**Goal**
Give the listing again exactly, omitting its images.

-*-*-

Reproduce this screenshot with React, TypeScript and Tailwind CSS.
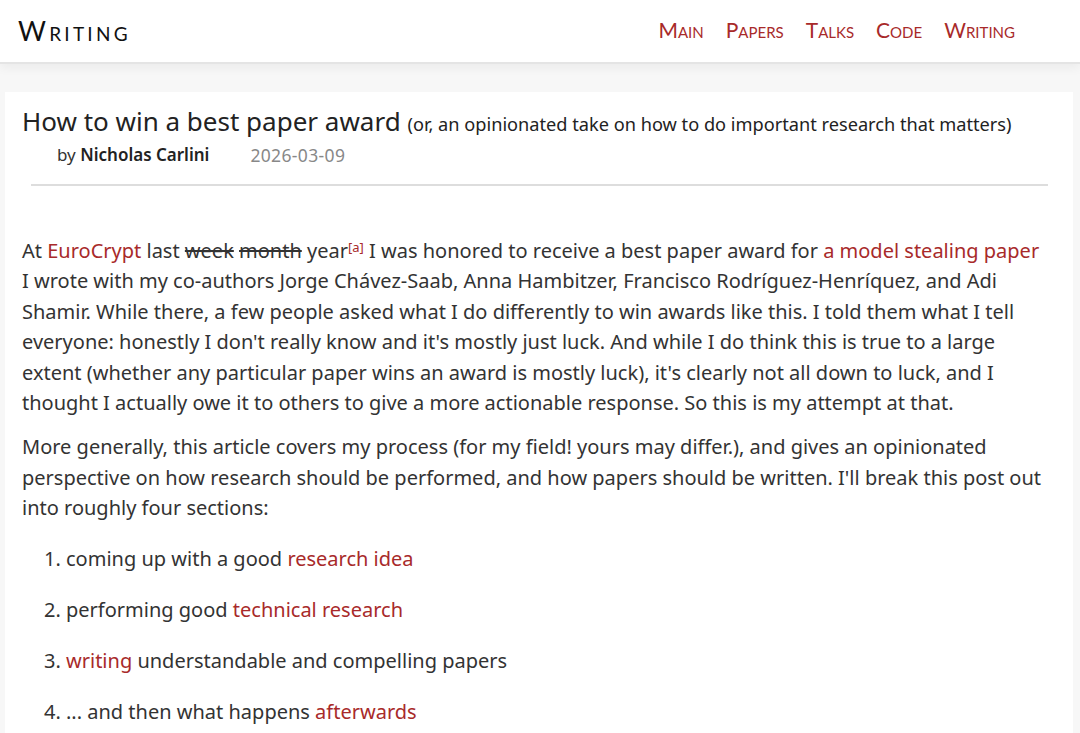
import React from "react";

const link = "text-[#a82a2a]";

export default function App() {
  return (
    <div className="min-h-screen bg-[#f7f7f7] text-[#333]" style={{ fontFamily: "'Noto Sans', Inter, sans-serif" }}>
      <header className="h-[64px] bg-white border-b-2 border-[#e4e4e4] shadow-[0_4px_10px_rgba(0,0,0,0.05)] flex items-center justify-between pl-[18px] pr-[65px]" style={{ fontFamily: "Lato, 'Noto Sans', sans-serif" }}>
        <div className="text-[27px] tracking-[0.12em] text-[#111] [font-variant:small-caps] leading-none pb-[2px]">Writing</div>
        <nav className="flex gap-[22px] text-[21px] text-[#a82a2a] [font-variant:small-caps] leading-none pb-[3px]">
          <span>Main</span>
          <span>Papers</span>
          <span>Talks</span>
          <span>Code</span>
          <span>Writing</span>
        </nav>
      </header>
      <main className="mt-[28px] ml-[5px] mr-[7px] bg-white pl-[17px] pr-[25px] pt-[11px] pb-[20px]">
        <h1 className="text-[26px] leading-[36px] text-[#222]">
          How to win a best paper award <span className="text-[18.2px]">(or, an opinionated take on how to do important research that matters)</span>
        </h1>
        <div className="pl-[35px] text-[17px] leading-[26px] flex gap-[41px]">
          <span>by <b className="font-semibold text-[#222]">Nicholas Carlini</b></span>
          <span className="text-[#888] text-[17.5px] tracking-[0.02em]">2026-03-09</span>
        </div>
        <hr className="mt-[16px] ml-[9px] border-t-2 border-[#ddd]" />
        <div className="mt-[50px] text-[20px] leading-[30.4px]">
          <p>
            At <span className={link}>EuroCrypt</span> last <s>week</s> <s>month</s> year<sup className={`${link} text-[13px]`}>[a]</sup> I was honored to receive a best paper award for <span className={link}>a model stealing paper</span> I wrote with my co-authors Jorge Chávez-Saab, Anna Hambitzer, Francisco Rodríguez-Henríquez, and Adi Shamir. While there, a few people asked what I do differently to win awards like this. I told them what I tell everyone: honestly I don't really know and it's mostly just luck. And while I do think this is true to a large extent (whether any particular paper wins an award is mostly luck), it's clearly not all down to luck, and I thought I actually owe it to others to give a more actionable response. So this is my attempt at that.
          </p>
          <p className="mt-[14px]">
            More generally, this article covers my process (for my field! yours may differ.), and gives an opinionated perspective on how research should be performed, and how papers should be written. I'll break this post out into roughly four sections:
          </p>
          <ol className="list-decimal pl-[44px] mt-[20px] flex flex-col gap-[20.7px]">
            <li>coming up with a good <span className={link}>research idea</span></li>
            <li>performing good <span className={link}>technical research</span></li>
            <li><span className={link}>writing</span> understandable and compelling papers</li>
            <li>... and then what happens <span className={link}>afterwards</span></li>
          </ol>
        </div>
      </main>
    </div>
  );
}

-*-*-

**Solution to the exercise**
Reproduce this screenshot with React, TypeScript and Tailwind CSS.
import React from "react";

const link = "text-[#a82a2a]";

export default function App() {
  return (
    <div className="min-h-screen bg-[#f7f7f7] text-[#333]" style={{ fontFamily: "'Noto Sans', Inter, sans-serif" }}>
      <header className="h-[64px] bg-white border-b-2 border-[#e4e4e4] shadow-[0_4px_10px_rgba(0,0,0,0.05)] flex items-center justify-between pl-[18px] pr-[65px]" style={{ fontFamily: "Lato, 'Noto Sans', sans-serif" }}>
        <div className="text-[27px] tracking-[0.12em] text-[#111] [font-variant:small-caps] leading-none pb-[2px]">Writing</div>
        <nav className="flex gap-[22px] text-[21px] text-[#a82a2a] [font-variant:small-caps] leading-none pb-[3px]">
          <span>Main</span>
          <span>Papers</span>
          <span>Talks</span>
          <span>Code</span>
          <span>Writing</span>
        </nav>
      </header>
      <main className="mt-[28px] ml-[5px] mr-[7px] bg-white pl-[17px] pr-[25px] pt-[11px] pb-[20px]">
        <h1 className="text-[26px] leading-[36px] text-[#222]">
          How to win a best paper award <span className="text-[18.2px]">(or, an opinionated take on how to do important research that matters)</span>
        </h1>
        <div className="pl-[35px] text-[17px] leading-[26px] flex gap-[41px]">
          <span>by <b className="font-semibold text-[#222]">Nicholas Carlini</b></span>
          <span className="text-[#888] text-[17.5px] tracking-[0.02em]">2026-03-09</span>
        </div>
        <hr className="mt-[16px] ml-[9px] border-t-2 border-[#ddd]" />
        <div className="mt-[50px] text-[20px] leading-[30.4px]">
          <p>
            At <span className={link}>EuroCrypt</span> last <s>week</s> <s>month</s> year<sup className={`${link} text-[13px]`}>[a]</sup> I was honored to receive a best paper award for <span className={link}>a model stealing paper</span> I wrote with my co-authors Jorge Chávez-Saab, Anna Hambitzer, Francisco Rodríguez-Henríquez, and Adi Shamir. While there, a few people asked what I do differently to win awards like this. I told them what I tell everyone: honestly I don't really know and it's mostly just luck. And while I do think this is true to a large extent (whether any particular paper wins an award is mostly luck), it's clearly not all down to luck, and I thought I actually owe it to others to give a more actionable response. So this is my attempt at that.
          </p>
          <p className="mt-[14px]">
            More generally, this article covers my process (for my field! yours may differ.), and gives an opinionated perspective on how research should be performed, and how papers should be written. I'll break this post out into roughly four sections:
          </p>
          <ol className="list-decimal pl-[44px] mt-[20px] flex flex-col gap-[20.7px]">
            <li>coming up with a good <span className={link}>research idea</span></li>
            <li>performing good <span className={link}>technical research</span></li>
            <li><span className={link}>writing</span> understandable and compelling papers</li>
            <li>... and then what happens <span className={link}>afterwards</span></li>
          </ol>
        </div>
      </main>
    </div>
  );
}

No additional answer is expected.